As if those problems were not enough, the scourge of doping has again reared its head.

Kenya and Russia’s track and field teams are in jeopardy of missing the Olympics due to doping scandals.

Kenya’s anti-doping agency was declared “non-compliant” with the World Anti-Doping Agency (WADA) Code, throwing the country’s participation in the games into question.

According to reports, the WADA compliance review committee said Kenya should be sanctioned because its recently-passed legislation setting parameters for its national anti-doping agency did not fully comply with the code.

Kenya has already missed two previous ADA deadlines this year for passage of legal authorization to underpin its national anti-doping agency.

Russia has been an entirely different affair.
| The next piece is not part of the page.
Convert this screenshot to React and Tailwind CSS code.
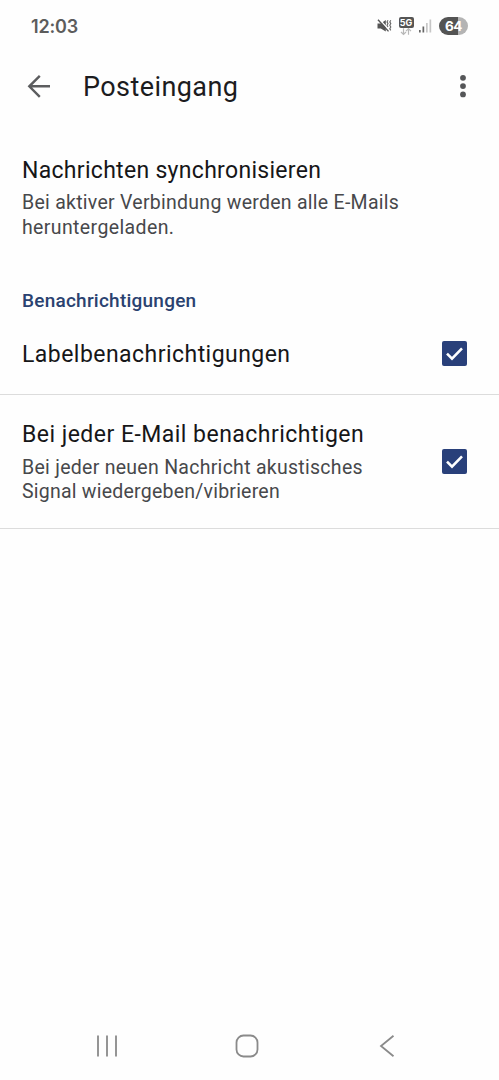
function StatusBar() {
  return (
    <header className="flex h-[50px] items-center justify-between pt-[2px] pr-[31px] pl-[31px] text-[#5c5c5c]">
      <time className="pt-px font-['Inter'] text-[18px] leading-6 font-semibold tracking-[-0.15px]">12:03</time>
      <div className="flex items-center">
        <svg width="15" height="16" viewBox="0 0 15 16" fill="none" className="mr-[6px]" aria-hidden="true">
          <path d="M0.5 5.5H3.8L8.8 2V13.5L3.8 10.5H0.5Z" fill="#555" />
          <path d="M2.3 1.2L11 10.8" stroke="#fefefe" strokeWidth="1.4" />
          <path d="M1 1.8L11.5 13.4" stroke="#555" strokeWidth="1.4" />
          <path d="M11 2.2l-1 1.7 1 1.7-1 1.7 1 1.7M13.8 2.2l-1 1.7 1 1.7-1 1.7 1 1.7-1 1.7 1 1.7" stroke="#666" strokeWidth="1.1" />
        </svg>
        <div className="mr-[5px] flex h-[19px] w-[16px] flex-col items-center">
          <span className="flex h-[11px] w-[15px] shrink-0 items-center justify-center rounded-[2px] bg-[#555] font-['Inter'] text-[9px] leading-none font-bold text-white">5G</span>
          <svg width="12" height="8" viewBox="0 0 12 8" fill="none" stroke="#b8b8b8" strokeWidth="1.2" aria-hidden="true">
            <path d="M3.5 0.3V6.3M1 4L3.5 6.5L6 4M8.5 6.7V0.9M6 3.1L8.5 0.6L11 3.1" />
          </svg>
        </div>
        <svg width="14" height="14" viewBox="0 0 14 14" className="mr-[6px]" aria-hidden="true">
          <path d="M0 11h1.7v2.5H0zM3.5 7.5h1.7v6H3.5z" fill="#666" />
          <path d="M7 4h1.7v9.5H7zM10.5 0.5h1.7v13h-1.7z" fill="#c6c6c6" />
        </svg>
        <span className="flex h-[18px] w-[29px] items-center justify-center rounded-full bg-linear-to-r from-[#545454] from-64% to-[#b4b4b4] to-64% pt-px font-['Inter'] text-[13.5px] leading-none font-bold tracking-[-0.5px] text-white">64</span>
      </div>
    </header>
  );
}

function AppBar() {
  return (
    <div className="flex h-[73px] items-center pr-[26px] pb-px pl-[27px]">
      <button aria-label="Zurück" className="flex">
        <svg width="24" height="24" viewBox="0 0 24 24" fill="none" stroke="#5c5d5f" strokeWidth="2.4" aria-hidden="true">
          <path d="M23 12.3H2.6M12.8 1.8L2.3 12.3L12.8 22.8" />
        </svg>
      </button>
      <h1 className="ml-[32px] flex-1 pt-[2px] text-[27px] leading-8 tracking-[0.42px] text-[#1c1c1e]">Posteingang</h1>
      <button aria-label="Weitere Optionen" className="flex w-5 justify-center">
        <svg width="8" height="24" viewBox="0 0 8 24" fill="#555658" aria-hidden="true">
          <circle cx="4" cy="3.8" r="2.9" />
          <circle cx="4" cy="12.1" r="2.9" />
          <circle cx="4" cy="20.4" r="2.9" />
        </svg>
      </button>
    </div>
  );
}

function Checkbox({ label }) {
  return (
    <button role="checkbox" aria-checked="true" aria-label={label} className="flex size-[25px] shrink-0 rounded-[2px] bg-[#29407a]">
      <svg width="25" height="25" viewBox="0 0 25 25" fill="none" stroke="#fff" strokeWidth="2.6" aria-hidden="true">
        <path d="M5 12.6L10 17.6L20 7.4" />
      </svg>
    </button>
  );
}

export default function App() {
  return (
    <div className="flex h-[1080px] w-[499px] flex-col overflow-hidden bg-[#fefefe] font-['Roboto',sans-serif]">
      <StatusBar />
      <AppBar />
      <main className="flex-1">
        <section className="h-[162px] px-[22px] pt-[33px]">
          <h2 className="text-[23px] leading-[30px] font-[450] whitespace-nowrap tracking-[0.3px] text-[#161618]">Nachrichten synchronisieren</h2>
          <p className="mt-[5px] text-[19.5px] leading-[24.5px] whitespace-nowrap tracking-[0.27px] text-[#47484b]">
            Bei aktiver Verbindung werden alle E-Mails<br /><span className="tracking-[0.38px]">heruntergeladen.</span>
          </p>
        </section>
        <h3 className="px-[22px] pt-[4px] text-[19px] leading-6 font-medium tracking-[0.24px] text-[#2a4270]">Benachrichtigungen</h3>
        <div className="flex h-[82px] items-center justify-between border-b border-[#dcdcdc] pr-[32px] pl-[22px]">
          <span className="pt-[3px] text-[23px] leading-[30px] font-[450] tracking-[0.46px] text-[#161618]">Labelbenachrichtigungen</span>
          <Checkbox label="Labelbenachrichtigungen" />
        </div>
        <div className="flex h-[134px] items-center justify-between border-b border-[#dcdcdc] pr-[32px] pl-[22px]">
          <div className="pt-px">
            <h2 className="text-[23px] leading-[30px] font-[450] whitespace-nowrap tracking-[0.47px] text-[#161618]">Bei jeder E-Mail benachrichtigen</h2>
            <p className="mt-[6px] text-[19.5px] leading-[24.5px] whitespace-nowrap tracking-[0.28px] text-[#47484b]">
              Bei jeder neuen Nachricht akustisches<br /><span className="tracking-[0.23px]">Signal wiedergeben/vibrieren</span>
            </p>
          </div>
          <Checkbox label="Bei jeder E-Mail benachrichtigen" />
        </div>
      </main>
      <nav className="flex h-[70px] items-center justify-between pt-[2px] pr-[104px] pl-[96px]">
        <button aria-label="Letzte Apps" className="flex">
          <svg width="22" height="24" viewBox="0 0 22 24" fill="none" stroke="#8a8a8a" strokeWidth="1.8" aria-hidden="true">
            <path d="M2 1.5V22.5M11 1.5V22.5M20 1.5V22.5" />
          </svg>
        </button>
        <button aria-label="Startseite" className="mr-[4px] flex">
          <svg width="24" height="24" viewBox="0 0 24 24" fill="none" stroke="#8a8a8a" strokeWidth="1.8" aria-hidden="true">
            <rect x="1.5" y="1.5" width="21" height="21" rx="7" />
          </svg>
        </button>
        <button aria-label="Zurück" className="flex">
          <svg width="16" height="24" viewBox="0 0 16 24" fill="none" stroke="#8a8a8a" strokeWidth="1.8" aria-hidden="true">
            <path d="M14.5 1.7L2 12L14.5 22.3" />
          </svg>
        </button>
      </nav>
    </div>
  );
}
The Russian Track and Field team has been suspended from the games since November when allegations of state-funded doping in the sport surfaced.

According to reports, at the Sochi Olympics, Russian officials allegedly took clean urine from athletes months before the games and used soda containers and baby bottles passed through holes in the wall of a testing lab to evade doping tests.

These claims, outrageous though they might seem to be, were made by none other than the former head of Russia’s anti-doping laboratory, Grigory Rodchenkov who made the allegations to the The New York Times.

It is not clear whether Rodchenko’s application for political asylum had anything to do with the claims, but the International Association of Athletics Federation (IAAF) will decide shortly whether Kenya and Russia’s track teams will be eligible to compete in Rio.

There is also a question mark over whether some of the venues might be ready in time for the Opening ceremony.

As such the Rio Olympic Games face the distinct possibility of being one of the most problematic Olympic Games in the history of the Olympic Movement, that is, if the games are not altogether postponed.